Even if a cosy deal has been done at Commission level, a basic issue for all interests remains. How does the deal survive through the other EU policy making institutions? By the time the Parliament and the Council of Ministers has finished with a measure it can look quite different from the one that left the Commission. The Takeover Directive and first Bio-Patenting directives are good examples of how measures can fall altogether. Parliament, in particular, has frequently demonstrated the strength of its relationship with NGOs.
This fragmentation in the EU policy making architecture can be used to insulate itself from pressure by pointing to the need to find a draft which will pass muster with the other policy making institutions (Grande, 1996). The result is that no one interest can routinely dominate EU policy making.
Because different parts of policy making institutions each have their own 'interest constituencies,' so there is a proliferation of 'lobbyists'. And because contact with outside interests is the lifeblood of otherwise remote EU institutions, they welcome all-comers - including members of interest groups who have lost the battle inside their own group. The result is not only that no one interest gets to monopolise EU policy making, but also that there is a landscape of competition. These factors result in a healthy scenario for democracy, but the downside is that the sheer number of lobbyists threatens to paralyse EU decision making.
Because the fragmented EU decision making system prevents the designation of interest groups as sole policy partners - typical of policy making in the Germanic countries - so business associations have to find their strength from other sources. Most turn to micro specialism as a source of cohesion - such as the 6 specialist associations in the glass industry - but the overall effect is lots of competing associations. This particularly plagues business organisation across the product chain, with the overall effect that its voice in EU policy making is diluted.
Another factor that restricts the strength of business is the limited resource base on which most EU trade associations operate. Most represent either national associations, and/or large firms - neither of whom wants the extended range of business services which national trade associations provide. These members instead want political representation, and almost all EU associat ions are geared solely to this task. This means that they have a greater dependence upon membership subscriptions than do national associations, and lack their own independent resource streams. Typically, this results in associations running on a shoestring budget, with some no more than virtual organisations.
Anti-business activists complaining of mega sized corporate political representation organisations probably haven't been to Brussels to see the picture for themselves. Were they do to so, they might also take in a visit to the outreach Brussels policy offices of the World Wide fund for Nature, or the European Women's Lobby, or the European Youth Forum, each with over 20 staff. Some of these networks can call on substantial member resources and expertise to engage EU policy making, and are well patronised with EU funding.
Funding issues for EU interest groups raise two types of problems. In business associations it leads to an over dependence on members, and over control by them. On short leads, many are mouthpieces for the short-term demands of their members, rather than having the autonomy to lead their members' perceptions of what their interests are on given issues. They can become dominated by their members need to prevent them from taking up positions damaging to any one member. For NGOs, Commission funding brings with it the danger of a loss of independence, and the tendency to become isolated from their members as Brussels based organisations focus exclusively on Brussels based politics.

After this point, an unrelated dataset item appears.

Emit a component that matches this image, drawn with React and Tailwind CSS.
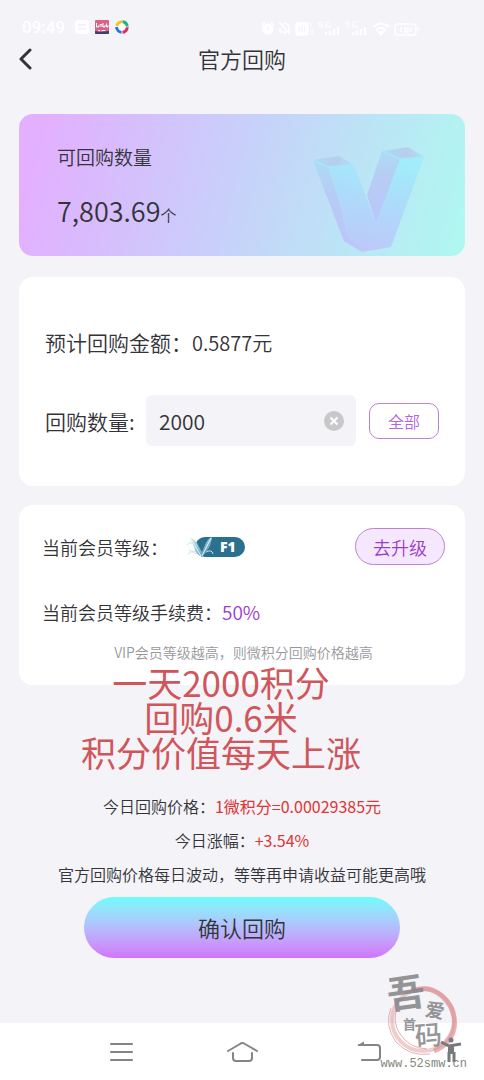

Demonstrations in Brussels are rare because of the costs of mobilising transnational protest. Brussels politics is elite, institutional politics, and NGOs are geared up to playing the institutional games of Brussels. Recent research by Warleigh (2001) suggests that few perform the role of EU socialisation in the member states, and, alarmingly, that few have an interest in engaging their members about issues in EU politics. This undermines one of the principal reasons for the Commission in working with NGOs, resulting in a series of recent initiatives designed either to engage with European citizens direct, or to enhance democracy in NGOs. The White Paper on Governance and its aftermath provides a distinct offer on the table for NGOs: in exchange for more transparency, accountability, and representativity on their part comes an offer for greater participation in EU policy making.

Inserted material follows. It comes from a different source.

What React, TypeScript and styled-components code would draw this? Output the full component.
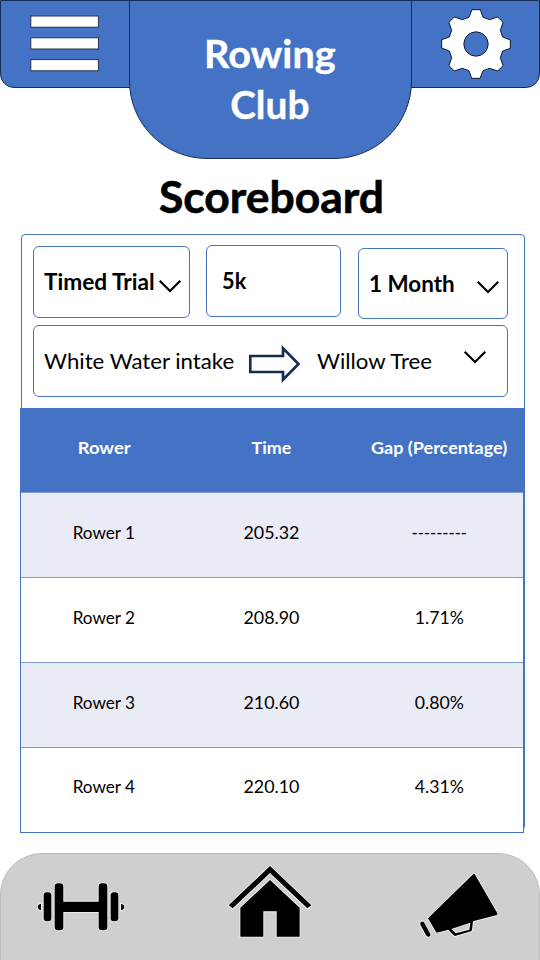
import React from "react";
import styled, { createGlobalStyle } from "styled-components";

const BLUE = "#4472c4";
const NAVY = "#172c51";

const GlobalStyle = createGlobalStyle`
  *, *::before, *::after { box-sizing: border-box; }
  body { margin: 0; background: #fff; }
`;

const Screen = styled.div`
  width: 540px;
  height: 960px;
  overflow: hidden;
  display: flex;
  flex-direction: column;
  background: #fff;
  color: #000;
  font-family: "Lato", "Liberation Sans", sans-serif;
`;

const Label = styled.span<{ $stretch?: number; $origin?: string }>`
  display: inline-block;
  white-space: nowrap;
  transform: scaleX(${(p) => p.$stretch ?? 1});
  transform-origin: ${(p) => p.$origin ?? "left"} center;
`;

const Header = styled.header`
  display: grid;
  grid-template-columns: 129px 283px 128px;
  align-items: start;
  flex: none;
  height: 159px;
`;

const SidePanel = styled.button<{ $side: "left" | "right" }>`
  height: 88px;
  padding: 0;
  margin: ${(p) => (p.$side === "left" ? "0 -8px 0 0" : "0 0 0 -8px")};
  display: flex;
  justify-content: flex-start;
  align-items: flex-start;
  background: ${BLUE};
  border: 1px solid ${NAVY};
  border-radius: ${(p) => (p.$side === "left" ? "0 0 0 14px" : "0 0 14px 0")};
`;

const Brand = styled.div`
  z-index: 1;
  height: 159px;
  padding: 26.5px 1.5px 0 0;
  display: flex;
  flex-direction: column;
  align-items: center;
  background: ${BLUE};
  border: 1px solid ${NAVY};
  border-radius: 0 0 78px 78px;
  color: #fff;
  font-size: 39px;
  font-weight: 700;
  line-height: 51px;
  -webkit-text-stroke: 0.4px #fff;
`;

const MenuSvg = styled.svg`
  margin: 13px 0 0 27px;
`;

const GearSvg = styled.svg`
  margin: 7px 0 0 35px;
`;

const Title = styled.h1`
  margin: 0;
  flex: none;
  height: 75px;
  padding: 6.5px 0 0 3px;
  text-align: center;
  font-size: 44px;
  font-weight: 700;
  line-height: 61px;
  -webkit-text-stroke: 0.6px #000;
`;

const Card = styled.main`
  width: 504px;
  height: 596px;
  margin-left: 21px;
  flex: none;
  border: 1px solid ${BLUE};
  border-radius: 4px;
`;

const Filters = styled.div`
  display: flex;
  align-items: flex-start;
  height: 90px;
  padding: 10px 0 0 11px;
`;

const Field = styled.div<{ $w: number; $h?: number; $drop?: number; $gap?: number; $inset: number }>`
  display: flex;
  align-items: center;
  flex: none;
  width: ${(p) => p.$w}px;
  height: ${(p) => p.$h ?? 72}px;
  margin: ${(p) => p.$drop ?? 0}px ${(p) => p.$gap ?? 0}px 0 0;
  padding: 0 0 1px ${(p) => p.$inset}px;
  border: 1px solid ${BLUE};
  border-radius: 6px;
  font-size: 22px;
  font-weight: 700;
`;

const RouteField = styled(Field)`
  margin-left: 11px;
  padding-bottom: 2px;
  font-weight: 400;
`;

const ChevronSvg = styled.svg<{ $right: number; $shift: number }>`
  flex: none;
  margin: ${(p) => p.$shift}px ${(p) => p.$right}px 0 auto;
`;

const ArrowSvg = styled.svg`
  flex: none;
  margin: 7px 13.8px 0 14.2px;
`;

const Table = styled.div`
  width: 504px;
  margin: 11px 0 0 -2px;
  border: solid ${BLUE};
  border-width: 0 1px;
`;

const Row = styled.div<{ $tone: "head" | "tint" | "plain"; $last?: boolean }>`
  display: grid;
  grid-template-columns: 166px 168px 168px;
  align-items: center;
  justify-items: center;
  height: 85px;
  padding-bottom: ${(p) => (p.$last ? 8 : 6)}px;
  background: ${(p) => ({ head: BLUE, tint: "#e9ebf5", plain: "#fff" })[p.$tone]};
  color: ${(p) => (p.$tone === "head" ? "#fff" : "#000")};
  font-size: 17.5px;
  font-weight: ${(p) => (p.$tone === "head" ? 700 : 400)};
  border-bottom: 1px solid ${(p) => (p.$last ? BLUE : "#7d9bd4")};
`;

const Nav = styled.nav`
  display: flex;
  align-items: flex-start;
  flex: none;
  height: 120px;
  margin-top: 23px;
  background: #d0cece;
  border: 1px solid #bcbbbc;
  border-radius: 42px 42px 0 0;
`;

const NavIcon = styled.svg<{ $left: number; $top: number }>`
  flex: none;
  margin: ${(p) => p.$top}px 0 0 ${(p) => p.$left}px;
  fill: #000;
  stroke: #f4f4f4;
  stroke-width: 5;
  paint-order: stroke;
`;

const toothQuarter = [
  [13, -103], [21, -80], [41, -73], [65, -81],
  [81, -65], [73, -41], [80, -21], [103, -12],
];
const gearPoints = [0, 1, 2, 3]
  .flatMap((q) =>
    toothQuarter.map(([x, y]) => {
      let p = [x, y];
      for (let i = 0; i < q; i++) p = [-p[1], p[0]];
      return p.join(",");
    })
  )
  .join(" ");

const MenuIcon = () => (
  <MenuSvg width="76" height="62" viewBox="28 14 76 62">
    {[16, 37.8, 59.6].map((y) => (
      <rect key={y} x="30.8" y={y} width="67.6" height="11.2" fill="#fff" stroke="#26344f" />
    ))}
  </MenuSvg>
);

const GearIcon = () => (
  <GearSvg width="72" height="72" viewBox="-108 -108 216 216">
    <polygon points={gearPoints} fill="#fff" stroke="#101a2c" strokeWidth="3" />
    <circle r="36.5" fill={BLUE} stroke="#101a2c" strokeWidth="3" />
  </GearSvg>
);

const Chevron = ({ right, shift }: { right: number; shift: number }) => (
  <ChevronSvg $right={right} $shift={shift} width="24" height="14" viewBox="0 0 24 14">
    <path d="M1.7 1.8 L12 12 L22.3 1.8" fill="none" stroke="#000" strokeWidth="2.2" />
  </ChevronSvg>
);

const columns = [
  { title: "Rower", head: 1.05, body: 0.98 },
  { title: "Time", head: 1.02, body: 1.02 },
  { title: "Gap (Percentage)", head: 1.03, body: 1.01 },
];

const results = [
  ["Rower 1", "205.32", "---------"],
  ["Rower 2", "208.90", "1.71%"],
  ["Rower 3", "210.60", "0.80%"],
  ["Rower 4", "220.10", "4.31%"],
];

export default function App() {
  return (
    <Screen>
      <GlobalStyle />
      <Header>
        <SidePanel $side="left" aria-label="Menu">
          <MenuIcon />
        </SidePanel>
        <Brand>
          <Label $stretch={1.015} $origin="center">Rowing</Label>
          <Label $stretch={0.995} $origin="center">Club</Label>
        </Brand>
        <SidePanel $side="right" aria-label="Settings">
          <GearIcon />
        </SidePanel>
      </Header>

      <Title>
        <Label $stretch={1.01} $origin="center">Scoreboard</Label>
      </Title>

      <Card>
        <Filters>
          <Field $w={157} $drop={1} $gap={16} $inset={10.3}>
            <Label $stretch={1.03}>Timed Trial</Label>
            <Chevron right={7.5} shift={9} />
          </Field>
          <Field $w={135} $gap={17} $inset={14.5}>
            <Label $stretch={0.99}>5k</Label>
          </Field>
          <Field $w={150} $h={71} $drop={3} $inset={9.7}>
            <Label $stretch={1.02}>1 Month</Label>
            <Chevron right={7} shift={8} />
          </Field>
        </Filters>
        <RouteField $w={475} $inset={10.2}>
          <Label $stretch={1.01}>White Water intake</Label>
          <ArrowSvg width="56" height="40" viewBox="247 343 56 40">
            <path
              d="M250.3 355 H283 V347.3 L298.5 363 L283 378.7 V371 H250.3 Z"
              fill="#fff"
              stroke={NAVY}
              strokeWidth="2.7"
            />
          </ArrowSvg>
          <Label $stretch={1.01}>Willow Tree</Label>
          <Chevron right={19.6} shift={-5.6} />
        </RouteField>

        <Table>
          <Row $tone="head">
            {columns.map((c) => (
              <Label key={c.title} $stretch={c.head} $origin="center">{c.title}</Label>
            ))}
          </Row>
          {results.map((cells, r) => (
            <Row key={cells[0]} $tone={r % 2 ? "plain" : "tint"} $last={r === results.length - 1}>
              {cells.map((text, c) => (
                <Label
                  key={c}
                  $stretch={text.startsWith("-") ? 0.95 : columns[c].body}
                  $origin="center"
                >
                  {text}
                </Label>
              ))}
            </Row>
          ))}
        </Table>
      </Card>

      <Nav>
        <NavIcon $left={35} $top={26} width="90" height="54" viewBox="108 120 270 162">
          <path d="M123 191 Q113 194 113 201 Q113 208 123 211 Z" />
          <path d="M363 191 Q373 194 373 201 Q373 208 363 211 Z" />
          <rect x="131" y="157" width="23" height="87" rx="9" />
          <rect x="332" y="157" width="23" height="87" rx="9" />
          <path d="M190 185 H296 V140 Q296 130 306 130 H312 Q322 130 322 140 V261 Q322 271 312 271 H306 Q296 271 296 261 V216 H190 V261 Q190 271 180 271 H174 Q164 271 164 261 V140 Q164 130 174 130 H180 Q190 130 190 140 Z" />
        </NavIcon>
        <NavIcon $left={99} $top={9} width="90" height="78" viewBox="135 69 270 234">
          <path d="M270 78 L394 196 L382 205 L270 99 L158 205 L146 196 Z" />
          <path d="M270 120 L359 203 V290 H290 V214 H250 V290 H181 V203 Z" />
        </NavIcon>
        <NavIcon $left={103} $top={18} width="84" height="68" viewBox="174 96 252 204">
          <path
            fillRule="evenodd"
            d="M344 102 L413 221 L411 225 L339 244 L336 270 L333 274 L285 288 L281 286 L265 269 L231 278 L228 276 L204 235 L340 102 Z M274 267 L287 280 L328 269 L331 248 Z"
          />
          <path d="M192 247 L211 282 Q213 289 206 290 Q201 291 198 285 L181 254 Q179 247 184 245 Q189 243 192 247 Z" />
        </NavIcon>
      </Nav>
    </Screen>
  );
}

There is much for NGOs to participate in. The EU agenda has come to be dominated by concerns with its popular legitimacy, and hence a scramble to create a 'Europe of the Citizens.' In some dossiers, citizens groups have joined with the politically astute DG Employment and Social Affairs to design measures which member states find politically impossible to resist. In a few cases, national networks have carried the message to member state governments, and in this way the European Women's Lobby was able to claim the credit for the extension of equality provisions in the Treaty of Amsterdam (Helferrich & Kolb, 2001).
These examples of interests teaming up with EU institutions to extend EU competencies are more frequently to be found today in public interest fields. In the days of the creation of the single market it was easier for business to do this because wealth creation issues dominated the EU agenda. But even then, the classic story of the role of the European Round Table of Industrialists has probably been overdone. Doubtless it did sit alongside Delors at press conferences and lend support to the single market programme, and make veiled threats as to what might happen if the Single European Act was not passed. But it is likely that member states would have done it anyway, and for this reason Delors chose the project as one likely to achieve success during his period of office.
Public and private interests can help explain the course of everyday EU policy making, particular in technical policy domains. But in wider publ ic arenas, such as monetary union, they are and can be no more than background influences. And in fields of integration - defined as the extension of EU competencies and the popularisation of the EU in the member states - their record is somewhat limited.
References
Grande, E (1996) 'The State and Interest Groups in a Framework of Multi-Level Decision Making: the case of the European Union', Journal of European Public Policy, 3: 3, September, pp 318-38.
Helferrich, B. and Kolb, F. (2000) 'Multilevel Action Coordination in European Contentious Politics: The case of the European Women's Lobby', in D Imig and S Tarrow (eds.) Contentious Europeans: Protest and Politics in an Integrating Europe (Lanham, MD: Rowman and Littlefield), pp 143-162.
Warleigh, A. (2001) 'Europeanizing Civil Society: NGOs as Agents of Political Socialization', Journal of Common Market Studies, November, 39, 4, pp 619-639.